Vodpod videos no longer available.Larry Mendte, February 8, 2011
The debate in Congress starts again in earnest this week on how to cut the expected $1.5 trillion Federal deficit this year. And in all of the discussions about cutting social security, cutting medicare, cutting education, cutting scientific research, everybody is ignoring the elephant in the room, or should I say, the map: Afghanistan.
Remember Afghanistan? We’re still at war there. This week it will be 9 years and 4 months, making it by far the longest war in American history. It is also the most neglected war in American history, as there is rarely any media converage or Congressional debate about it.
And money keeps pouring in, and men and women keep dying, while much of America looks the other way. It is project that in 2011 the war in Afghanistan will have cost us $120 billion. That would be a nice chunk out of the deficit.

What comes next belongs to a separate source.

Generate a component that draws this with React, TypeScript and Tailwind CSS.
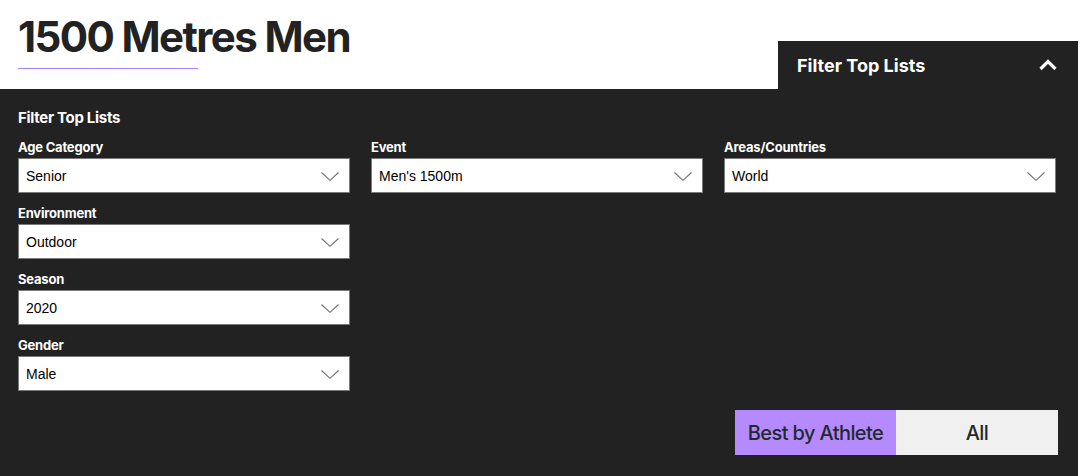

But that, of course, is not the greatest cost. Since the war began, 1,473 American men and women died in Afghanistan, fighting for this country, almost half of them died just last year. Six have died already this month. Most of their names have not been released.
But they did release the name of Army specialist, Ryan Gartner of Dumont, New Jersey. He was only 23 years old. How many more men and women have to die in a war that has lost its purpose.
So as we talk about wasteful spending, Afghanistan should be topic number one. It is costing us way too much: Ryan Gartner, and 1.472 others are proof of that.